Si le petit barrage de castor diffère évidemment du petit barrage humain par sa conception, il est notable que de nombreuses propriétés et fonctionnalités hydrologiques sont semblables : hausse de la lame d'eau, élargissement du lit en eau sur l'emprise de la retenue, débordement locaux an amont si le foncier est prévu pour l'accueillir (ou diversion dans des canaux latéraux, sachant que le castor lui aussi est capable de creuser ces annexes hydrauliques). Au demeurant, d'autre travaux de recherche ont montré que la destruction des ouvrages humains mène à des incisions de lit, moindres débordements et moindres recharges de nappes (Maaß et Schüttrumpf 2019, Podgórski et Szatten 2020). Les mêmes causes produisent les mêmes effets.
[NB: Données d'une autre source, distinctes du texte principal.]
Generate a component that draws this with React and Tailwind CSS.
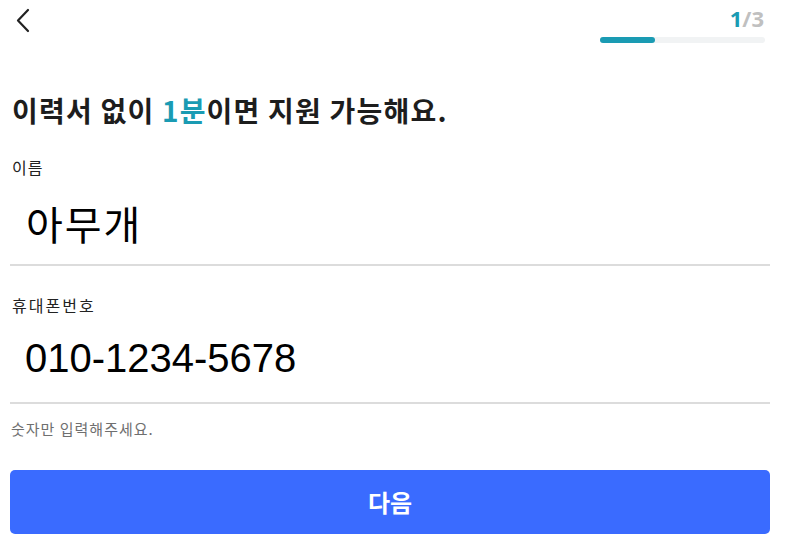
import React from "react";

export default function App() {
  return (
    <div className="w-[786px] h-[546px] bg-white overflow-hidden font-['Noto_Sans_CJK_KR',sans-serif] text-[#111]">
      <div className="flex justify-between px-[12px] pt-[5px] h-[48px]">
        <svg width="22" height="26" viewBox="0 0 22 26" className="mt-[3px] ml-[1px]">
          <path d="M15 2 L5 12.5 L15 23" fill="none" stroke="#222" strokeWidth="2.2" strokeLinecap="round" strokeLinejoin="round" />
        </svg>
        <div className="flex flex-col items-end w-[165px] mr-[9px]">
          <div className="font-['Open_Sans',sans-serif] font-bold text-[22px] leading-[26px] mr-[1px]">
            <span className="text-[#1a9bb3]">1</span>
            <span className="text-[#c0c0c0]">/3</span>
          </div>
          <div className="w-[165px] h-[6px] mt-[6px] rounded-full bg-[#f1f3f4]">
            <div className="w-[55px] h-[6px] rounded-full bg-[#1a9bb3]" />
          </div>
        </div>
      </div>
      <div className="px-[10px] w-[780px]">
        <h1 className="mt-[44px] ml-[2px] text-[28px] leading-[36px] font-bold tracking-[1.2px] text-[#1d1d1d] whitespace-nowrap">
          이력서 없이 <span className="text-[#1a9bb3]">1분</span>이면 지원 가능해요.
        </h1>
        <div className="mt-[28px] ml-[2px] text-[16px] leading-[22px] tracking-[1px] text-[#222]">이름</div>
        <div className="mt-[21px] pl-[16px] text-[40px] leading-[48px] tracking-[2px] text-black">아무개</div>
        <div className="mt-[17px] h-[2px] bg-[#dcdcdc]" />
        <div className="mt-[28px] ml-[2px] text-[16px] leading-[22px] tracking-[2px] text-[#222]">휴대폰번호</div>
        <div className="mt-[18px] pl-[15px] font-['Liberation_Sans',sans-serif] text-[40px] leading-[48px] text-black">010-1234-5678</div>
        <div className="mt-[20px] h-[2px] bg-[#dcdcdc]" />
        <div className="mt-[15px] ml-[1px] text-[15px] leading-[20px] tracking-[1px] text-[#6f6f6f]">숫자만 입력해주세요.</div>
        <button className="mt-[31px] w-full h-[64px] rounded-[5px] bg-[#3a6bff] text-white text-[24px] leading-[30px] font-bold">다음</button>
      </div>
    </div>
  );
}
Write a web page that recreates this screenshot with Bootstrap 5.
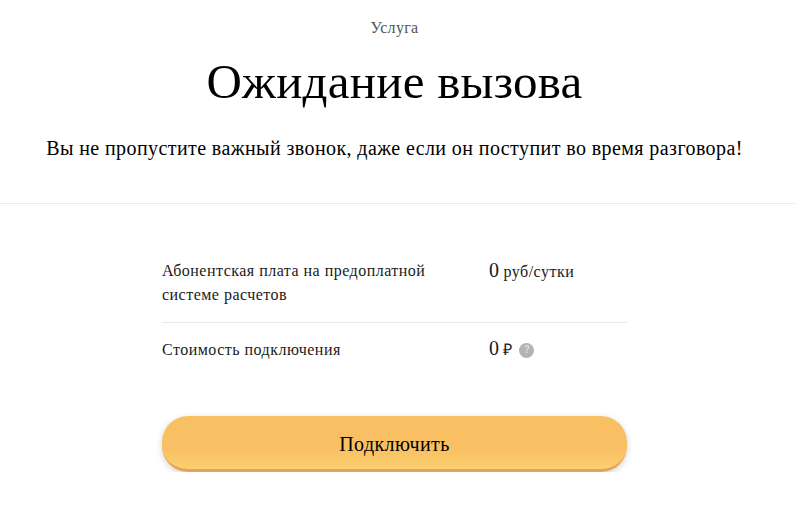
<!DOCTYPE html>
<html lang="ru">
<head>
  <meta charset="UTF-8">
  <title>Ожидание вызова</title>
  <link href="https://cdn.jsdelivr.net/npm/bootstrap@5.3.3/dist/css/bootstrap.min.css" rel="stylesheet">
  <style>
    body { font-family: "Liberation Serif", serif; color: #000; background: #fff; overflow: hidden; }
    .head-block { height: 204px; padding: 18px 6px 0 0; border-bottom: 1px solid #ebebeb; }
    .kicker { font-size: 16px; line-height: 20px; color: #555; letter-spacing: .3px; }
    .main-title { font-family: "Liberation Serif", serif; font-size: 49px; line-height: 58px; margin: 15px 0 24px; font-weight: 400; letter-spacing: .25px; }
    .sub-title { font-size: 20px; line-height: 26px; letter-spacing: .41px; }
    .price-wrap { width: 465px; margin-left: 162px; padding-top: 55px; }
    .price-row { display: flex; font-size: 16px; line-height: 24px; letter-spacing: .48px; color: #1a1a1a; }
    .price-row.first-row { border-bottom: 1px solid #ebe8e2; padding-bottom: 15px; }
    .price-row.first-row .price-val { margin-top: -1px; }
    .price-row.second-row { padding-top: 15px; }
    .price-row.second-row .price-val { margin-top: -2px; }
    .price-name { width: 327px; }
    .price-val b { font-weight: 400; font-size: 20px; letter-spacing: 0; }
    .help-dot { display: inline-flex; width: 15px; height: 15px; border-radius: 50%; background: #b3b3b3; color: #ddd; font-size: 10px; font-weight: 700; font-family: "Liberation Sans", sans-serif; align-items: center; justify-content: center; margin-left: 2px; vertical-align: 2px; }
    .btn-connect { display: block; width: 465px; height: 56px; margin-top: 54px; padding-top: 8px; border: 0; border-bottom: 3px solid #e3a35f; border-radius: 26px; font-size: 20px; letter-spacing: .4px; color: #000; background: linear-gradient(#f8c063 60%, #fdcf6e); box-shadow: 0 2px 6px rgba(0,0,0,.18); }
    .btn-connect:hover { background: linear-gradient(#f8c063 60%, #fdcf6e); color: #000; border-bottom: 3px solid #e3a35f; }
  </style>
</head>
<body>
  <div class="head-block text-center">
    <div class="kicker">Услуга</div>
    <h1 class="main-title">Ожидание вызова</h1>
    <div class="sub-title">Вы не пропустите важный звонок, даже если он поступит во время разговора!</div>
  </div>
  <div class="price-wrap">
    <div class="price-row first-row">
      <div class="price-name">Абонентская плата на предоплатной<br>системе расчетов</div>
      <div class="price-val"><b>0</b> руб/сутки</div>
    </div>
    <div class="price-row second-row">
      <div class="price-name">Стоимость подключения</div>
      <div class="price-val"><b>0</b> ₽ <span class="help-dot">?</span></div>
    </div>
    <button class="btn btn-connect" type="button">Подключить</button>
  </div>
  <script src="https://cdn.jsdelivr.net/npm/bootstrap@5.3.3/dist/js/bootstrap.bundle.min.js"></script>
</body>
</html>
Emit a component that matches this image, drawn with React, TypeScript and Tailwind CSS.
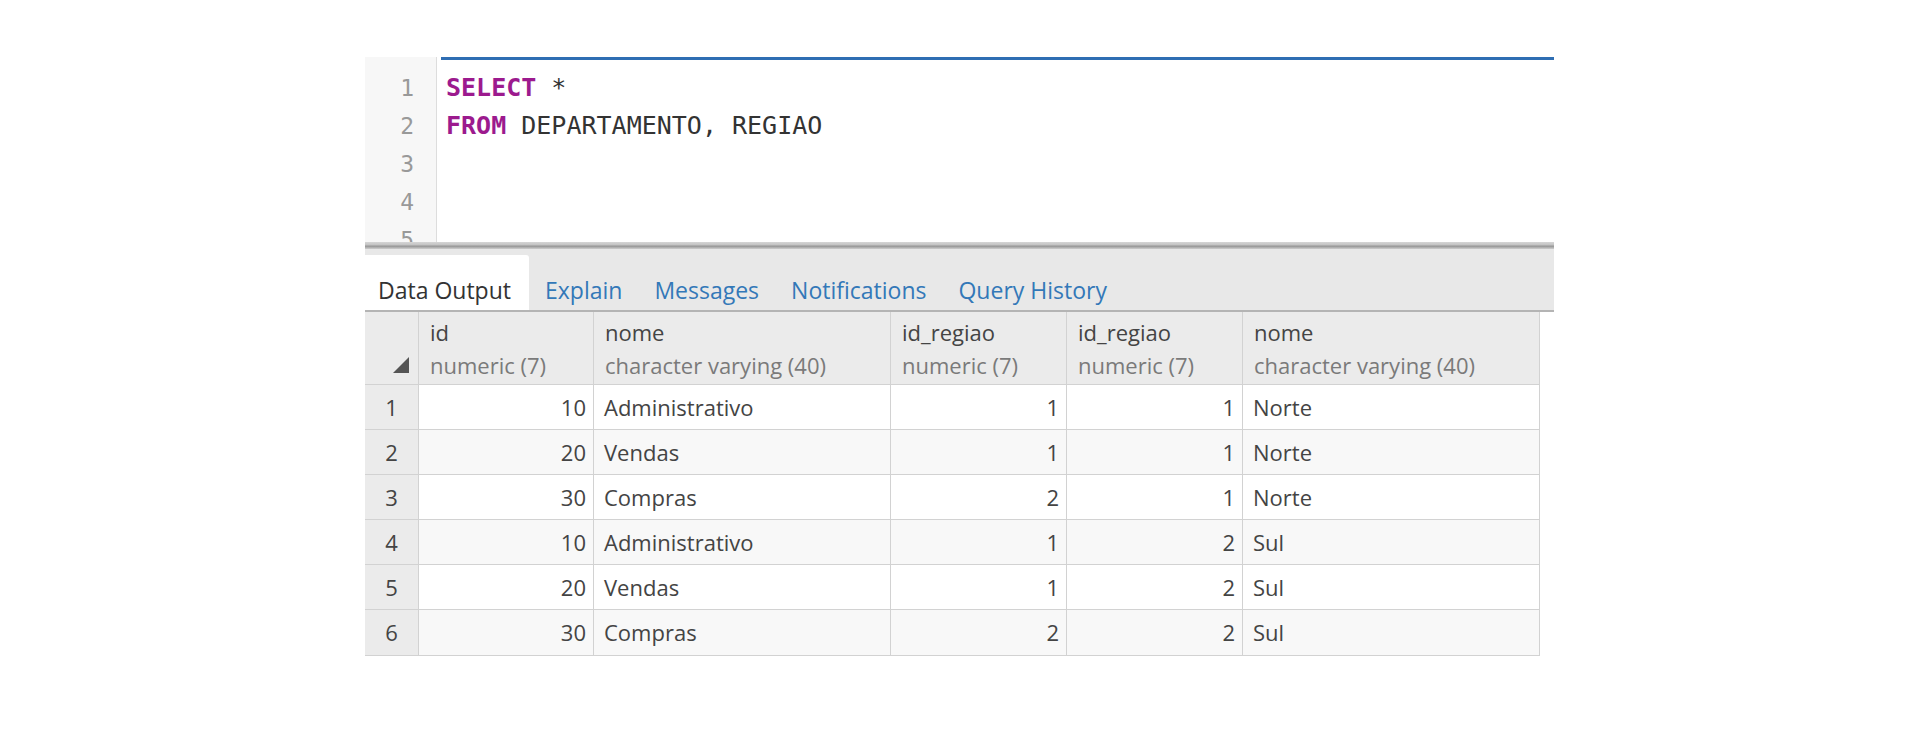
const mono = { fontFamily: '"DejaVu Sans Mono", "Liberation Mono", monospace' };

const columns = [
  { name: 'id', type: 'numeric (7)', width: 'w-[175px]', numeric: true },
  { name: 'nome', type: 'character varying (40)', width: 'w-[297px]', numeric: false },
  { name: 'id_regiao', type: 'numeric (7)', width: 'w-[176px]', numeric: true },
  { name: 'id_regiao', type: 'numeric (7)', width: 'w-[176px]', numeric: true },
  { name: 'nome', type: 'character varying (40)', width: 'w-[297px]', numeric: false },
];

const rows = [
  ['10', 'Administrativo', '1', '1', 'Norte'],
  ['20', 'Vendas', '1', '1', 'Norte'],
  ['30', 'Compras', '2', '1', 'Norte'],
  ['10', 'Administrativo', '1', '2', 'Sul'],
  ['20', 'Vendas', '1', '2', 'Sul'],
  ['30', 'Compras', '2', '2', 'Sul'],
];

const tabs = ['Data Output', 'Explain', 'Messages', 'Notifications', 'Query History'];

function Editor() {
  return (
    <div className="flex h-[185px] overflow-hidden bg-white">
      <div className="w-[72px] shrink-0 bg-[#f7f7f7] border-r border-[#dddddd] pt-[12px] text-[23px] text-[#999999]" style={mono}>
        {[1, 2, 3, 4, 5].map((n) => (
          <div key={n} className="h-[38px] leading-[38px] text-right pr-[22px]">
            {n}
          </div>
        ))}
      </div>
      <div className="flex-1 flex flex-col">
        <div className="ml-[4px] h-[3px] bg-[#2f6eb3]" />
        <div className="pt-[9px] pl-[9px] text-[25px] text-[#333333]" style={mono}>
          <div className="h-[38px] leading-[38px] whitespace-pre">
            <span className="font-bold text-[#9c1a8e]">SELECT</span> *
          </div>
          <div className="h-[38px] leading-[38px] whitespace-pre">
            <span className="font-bold text-[#9c1a8e]">FROM</span> DEPARTAMENTO, REGIAO
          </div>
        </div>
      </div>
    </div>
  );
}

function Tabs() {
  return (
    <div className="h-[63px] bg-[#e8e8e8] flex items-end border-b-2 border-[#b4b4b4]">
      {tabs.map((t, i) => (
        <div
          key={t}
          className={
            i === 0
              ? 'h-[55px] w-[164px] bg-white rounded-tr-[3px] pl-[13px] flex items-center pt-[16px] text-[#333333]'
              : 'h-[55px] px-[16px] flex items-center pt-[16px] text-[#3378b8]'
          }
        >
          {t}
        </div>
      ))}
    </div>
  );
}

function SortMark() {
  return (
    <svg width="16" height="16" viewBox="0 0 16 16" className="absolute left-[28px] top-[45px]">
      <polygon points="16,0 16,16 0,16" fill="#555555" />
    </svg>
  );
}

function Grid() {
  return (
    <div className="w-[1175px] border-r border-b border-[#d2d2d2] text-[22px]">
      <div className="flex h-[73px] bg-[#ebebeb] border-b border-[#d2d2d2]">
        <div className="relative w-[54px] shrink-0 border-r border-[#d2d2d2]">
          <SortMark />
        </div>
        {columns.map((c, i) => (
          <div
            key={i}
            className={`${c.width} shrink-0 border-r border-[#d2d2d2] last:border-r-0 pl-[11px] pt-[2px] flex flex-col justify-center leading-[33px]`}
          >
            <div className="text-[#444444]">{c.name}</div>
            <div className="text-[#7a7a7a]">{c.type}</div>
          </div>
        ))}
      </div>
      {rows.map((r, ri) => (
        <div key={ri} className={`flex h-[45px] border-b border-[#d2d2d2] last:border-b-0 ${ri % 2 === 1 ? 'bg-[#f8f8f8]' : 'bg-white'}`}>
          <div className="w-[54px] shrink-0 bg-[#ebebeb] border-r border-[#d2d2d2] flex items-center justify-center text-[#444444]">
            {ri + 1}
          </div>
          {r.map((v, ci) => (
            <div
              key={ci}
              className={`${columns[ci].width} shrink-0 border-r border-[#d2d2d2] last:border-r-0 flex items-center text-[#444444] ${
                columns[ci].numeric ? 'justify-end pr-[7px]' : 'pl-[10px]'
              }`}
            >
              {v}
            </div>
          ))}
        </div>
      ))}
    </div>
  );
}

export default function App() {
  return (
    <div className="w-[1920px] h-[734px] bg-white overflow-hidden" style={{ fontFamily: '"Open Sans", "Noto Sans", sans-serif' }}>
      <div className="ml-[365px] mt-[57px] w-[1189px]">
        <Editor />
        <div className="h-[7px] bg-[linear-gradient(to_bottom,#d6d6d6,#c4c4c4_40%,#969696_60%,#cfcfcf)]" />
        <div className="text-[23px]">
          <Tabs />
        </div>
        <Grid />
      </div>
    </div>
  );
}
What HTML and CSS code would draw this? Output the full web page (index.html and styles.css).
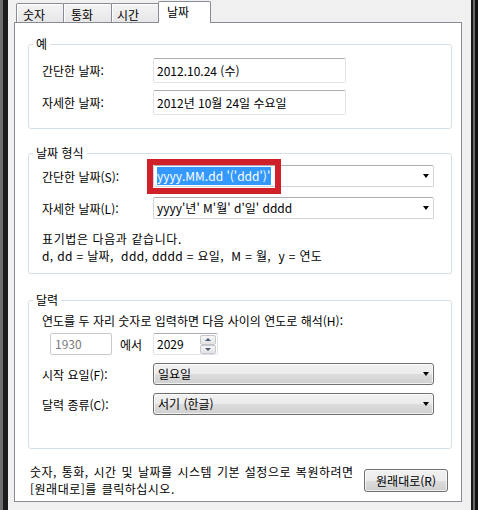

L'image ci-dessous montre une succession de petits plans d'eau humains en tête de bassin, sur une carte ancienne (Cassini, 18e siècle). Nos ancêtres, comme les castors, avaient une certaine intuition des moyens de retenir et gérer l'eau dans les bassins versants...

Référence : Dittbrenner BJ et al (2022), Relocated beaver can increase water storage and decrease stream temperature in headwater streams, Ecosphere, 13, 7, e4168


Succession de plans d'eau humains dans un aménagement d'Ancien Régime en tête de bassin.